Monday, December 10, 2012

The effect of Audience on Music Performance Anxiety

Effect of Audience on Music Performance Anxiety
Albert LeBlanc, Young Chang Jin, Mary Obert and Carolyn Siivola
Journal of Research in Music Education, Vol. 45, No. 3 (Autumn, 1997), pp. 480-496

This study looks at the effect of audience on music performance anxiety.  In particular, 27 high school band members were chosen that were performing in an upcoming concert (16 males and 11 females).  The instruments represented included flute oboe clarinet, saxophone, trumpet, french horn, trombone, euphonium, tuba, snare drum, and orchestra bells.  Participants were tested in three performance situations, corresponding to three levels of audience presence: the first was performing alone in a practice room; the second situation was in the practice room with one researcher present; the third was in a rehearsal room with the researchers present, a peer group (9-16 members of participants in the study), and a tape recording being made at the same time.  The recording was then judged by the four researchers on a scale from 1 to 10. 
Study took place six weeks befrore a major performance.  Students that did not have a solo to perform in the upcoming concert, were allowed to choose from a collection of wind instrument solos that would be relatively easy (as determined by the band director). 
Anxiety levels were measured through a self-reported survey, the Personal Performance Anxiety Report, which participants would fill out immediatley after each performance situation, which asked them to indicate anxiety levels on a scale ranging from 0 to 10.  Heart rate was measured by a Polar-Vantage heart-rate motnitor that monitored heart rate during each performance situation, recording heart-rate at five-second intervals. 
The students were instructed to prepare their solos in typical conditions - practicing at home, with the option of asking the band director for help.  No student performed from memory.   
Not surprisingly, the anxiety self-reports indicate increased anxiety in each of the performance situations.  Both anxiety levels and mean heart-rate remained nearly constant between the first two performance situations.   Both anxiety and heart rate rose significantly in the third performance setting.  Gender proved to be a factor not only in self-reported anxiety but also in increased heart-rate.  While female musicians presented better perfomances (as determined by the judges), they also reported significantly higher anxiety levels and increased heart-rates than male students. 
In an exit interview, the participants were asked which situation was the most stressful to them.  Not surprisingly, the third situation was rated as the most stressful by most participants - 63%, representing 17 participants.  30% (eight participants ) said playing for one researcher was the most stressful, while 7% (two participants) said playing alone was the most stressful. 
The authors conclude that this study confirms earlier studies done of older musicians that the presence of an audience has an effect on both anxiety and on heart-rate of performers.  The authors also suggest that music pedagogues should be aware of the potential stress that can arrise in performing in front of an audience for music students, as well as the possible effect of gender on anxiety. 

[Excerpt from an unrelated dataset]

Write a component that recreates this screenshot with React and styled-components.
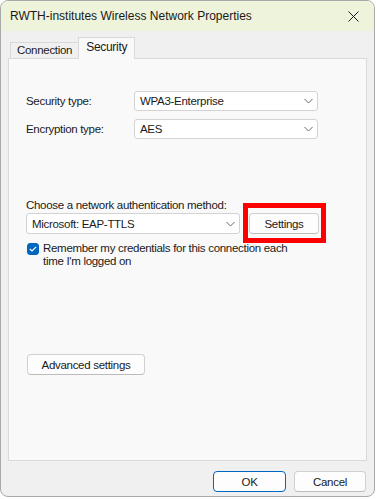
import React, { useState } from "react";
import styled, { createGlobalStyle } from "styled-components";

const Global = createGlobalStyle`
  html, body {
    margin: 0;
    padding: 0;
    background: #ffffff;
  }
  body {
    font-family: "Segoe UI", "Liberation Sans", Arial, sans-serif;
    font-size: 11.5px;
    letter-spacing: -0.3px;
    color: #1a1a1a;
  }
`;

const Window = styled.div`
  width: 375px;
  height: 497px;
  box-sizing: border-box;
  border: 1px solid #a9a9a9;
  border-radius: 8px;
  background: #f0f0f0;
  overflow: hidden;
  display: flex;
  flex-direction: column;
`;

const TitleBar = styled.div`
  height: 30px;
  flex: none;
  background: #eef3dc;
  display: flex;
  align-items: center;
  justify-content: space-between;
  padding: 0 9px 0 9px;
`;

const Title = styled.span`
  font-size: 12px;
  letter-spacing: 0;
  color: #1a1a1a;
`;

const CloseButton = styled.button`
  border: none;
  background: transparent;
  width: 20px;
  height: 20px;
  padding: 0;
  display: flex;
  align-items: center;
  justify-content: center;
  margin-right: 2px;
`;

const Body = styled.div`
  flex: 1;
  display: flex;
  flex-direction: column;
  padding: 6px 7px 0 7px;
`;

const TabRow = styled.div`
  display: flex;
  align-items: flex-end;
  padding-left: 2px;
  margin-bottom: -1px;
  position: relative;
  z-index: 1;
`;

const Tab = styled.div`
  box-sizing: border-box;
  height: ${(p) => (p.$active ? "22px" : "17px")};
  padding: ${(p) => (p.$active ? "0 7px 3px" : "0 6px")};
  border: 1px solid #d9d9d9;
  border-bottom: ${(p) => (p.$active ? "none" : "1px solid #d9d9d9")};
  margin-left: ${(p) => (p.$active ? "-1px" : "0")};
  background: ${(p) => (p.$active ? "#f9f9f9" : "#f0f0f0")};
  display: flex;
  align-items: center;
  line-height: 1;
  font-size: ${(p) => (p.$active ? "12px" : "11.5px")};
`;

const Panel = styled.div`
  height: 403px;
  flex: none;
  box-sizing: border-box;
  border: 1px solid #d9d9d9;
  background: #f9f9f9;
  padding: 32px 0 0 17px;
  display: flex;
  flex-direction: column;
`;

const FieldGrid = styled.div`
  display: grid;
  grid-template-columns: 108px 184px;
  row-gap: 8px;
  align-items: center;
`;

const Label = styled.span`
  line-height: 14px;
`;

const SelectBox = styled.div`
  box-sizing: border-box;
  flex: none;
  width: ${(p) => p.$width || "184px"};
  height: ${(p) => p.$height || "20px"};
  background: #ffffff;
  border: 1px solid #d3d3d3;
  border-radius: 3px;
  display: flex;
  align-items: center;
  justify-content: space-between;
  padding: 0 4px 0 5px;
`;

const AuthSection = styled.div`
  margin-top: 59px;
  display: flex;
  flex-direction: column;
`;

const AuthRow = styled.div`
  display: flex;
  align-items: center;
  gap: 9px;
  margin-top: 1px;
`;

/* red annotation frame drawn over the Settings button */
const Highlight = styled.div`
  position: relative;
  flex: none;
  width: 70px;
  display: flex;

  &::after {
    content: "";
    position: absolute;
    top: -10px;
    bottom: -9px;
    left: -6px;
    right: -7px;
    border: 5px solid #ff0000;
    pointer-events: none;
  }
`;

const Button = styled.button`
  box-sizing: border-box;
  flex: none;
  width: ${(p) => p.$width};
  min-width: 0;
  height: 21px;
  font-family: inherit;
  font-size: 11.5px;
  letter-spacing: -0.3px;
  color: #1a1a1a;
  background: #fdfdfd;
  border: 1px solid ${(p) => (p.$primary ? "#0067c0" : "#d0d0d0")};
  border-bottom-color: ${(p) => (p.$primary ? "#0067c0" : "#bcbcbc")};
  border-radius: 4px;
  padding: 0;
  display: flex;
  align-items: center;
  justify-content: center;
`;

const CheckRow = styled.label`
  display: flex;
  align-items: flex-start;
  gap: 4px;
  margin-top: 8px;
  margin-left: 1px;
`;

const Check = styled.span`
  flex: none;
  width: 12px;
  height: 12px;
  margin-top: 1px;
  border-radius: 3px;
  background: ${(p) => (p.$checked ? "#0067c0" : "#ffffff")};
  border: 1px solid ${(p) => (p.$checked ? "#0067c0" : "#8a8a8a")};
  box-sizing: border-box;
  display: flex;
  align-items: center;
  justify-content: center;
`;

const CheckText = styled.span`
  width: 246px;
  line-height: 13px;
`;

const AdvancedWrap = styled.div`
  margin-top: 86px;
  margin-left: 1px;
`;

const Footer = styled.div`
  display: flex;
  justify-content: flex-end;
  gap: 8px;
  padding: 10px 1px 0 0;
`;

const Chevron = () => (
  <svg width="9" height="6" viewBox="0 0 9 6" fill="none">
    <path d="M0.5 1 L4.5 5 L8.5 1" stroke="#6a6a6a" strokeWidth="1" />
  </svg>
);

const Select = ({ value, width, height }) => (
  <SelectBox $width={width} $height={height}>
    <span>{value}</span>
    <Chevron />
  </SelectBox>
);

export default function App() {
  const [remember, setRemember] = useState(true);
  return (
    <>
      <Global />
      <Window>
        <TitleBar>
          <Title>RWTH-institutes Wireless Network Properties</Title>
          <CloseButton aria-label="Close">
            <svg width="11" height="11" viewBox="0 0 11 11">
              <path d="M0.5 0.5 L10.5 10.5 M10.5 0.5 L0.5 10.5" stroke="#1a1a1a" strokeWidth="1" />
            </svg>
          </CloseButton>
        </TitleBar>
        <Body>
          <TabRow>
            <Tab>Connection</Tab>
            <Tab $active>Security</Tab>
          </TabRow>
          <Panel>
            <FieldGrid>
              <Label>Security type:</Label>
              <Select value="WPA3-Enterprise" />
              <Label>Encryption type:</Label>
              <Select value="AES" />
            </FieldGrid>
            <AuthSection>
              <Label>Choose a network authentication method:</Label>
              <AuthRow>
                <Select value="Microsoft: EAP-TTLS" width="214px" height="21px" />
                <Highlight>
                  <Button $width="70px">Settings</Button>
                </Highlight>
              </AuthRow>
              <CheckRow onClick={() => setRemember(!remember)}>
                <Check $checked={remember}>
                  {remember && (
                    <svg width="8" height="6" viewBox="0 0 8 6">
                      <path d="M0.8 3 L3 5 L7.2 0.8" stroke="#ffffff" strokeWidth="1.2" fill="none" />
                    </svg>
                  )}
                </Check>
                <CheckText>Remember my credentials for this connection each time I'm logged on</CheckText>
              </CheckRow>
            </AuthSection>
            <AdvancedWrap>
              <Button $width="118px">Advanced settings</Button>
            </AdvancedWrap>
          </Panel>
          <Footer>
            <Button $width="73px" $primary>OK</Button>
            <Button $width="72px">Cancel</Button>
          </Footer>
        </Body>
      </Window>
    </>
  );
}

A very interesting study that supports the idea that playing in front of a physical audience can be more stressful than practicing.  This seems to indicate that these types of situations need to be created in the period of time leading up to a performance, as an example of "practicing performing." 
The authors point out a possible weakness in the study: only highly motivated  students would choose to perform a solo, thus self-selecting the better performers.  However, other studies have confirmed similar results. 
It seems at first glance surprising that some participants would cite performing alone as the most stressful.  However, one of the possible weaknesses of the study is that it is possible that during the study, students were in fact learning how to deal with performance anxiety.  In the first scenario, students probably felt some anxiety since the situation is new, as compared to practicing at home.  In the second, with one researcher present, they may have mentally prepared, gotten used to having a heart-rate monitor strapped to them. By the third, they may be expecting the more stress, but have found their own coping-mechanisms for performance anxiety, thereby perceiving the situation as not stressful.  This kind of gradual "practicing performing" is something that can be tremendously useful to all music students and performers. 
Lastly, there are other studies that have not found gender to be a factor in predicting performance anxiety.  I wonder if the results in this study as pertains to gender would be replicated in a larger-scale study. 

1 comment:

Elizabeth Roach said...

This is a subject that I am very interested in, as I have suffered from performance anxiety to the point where my abilities and execution suffered as well. I have been humiliated on stage, not because I wasn’t prepared, but because I was shaking/sweating so profusely I couldn’t handle my saxophone. However, my performance anxiety wasn’t just based on whether there was an audience present, it was the type of audience that was the determining factor. I would succumb to the pressure when I was performing for teachers or for classmates – but put me on a stage in a bar full of locals and I am in heaven. It is also about where and with what you are most comfortable. The more comfortable you are with anything, the easier and less stressful it is going to be. I think that your idea about “practicing performances” is essential to curbing stage fright. It’s as much about experience as it is about preparation – the “10,000 hours” fits in nicely here. In a school setting I think we need to keep in mind what significance we as music educators may be placing on our students’ performances.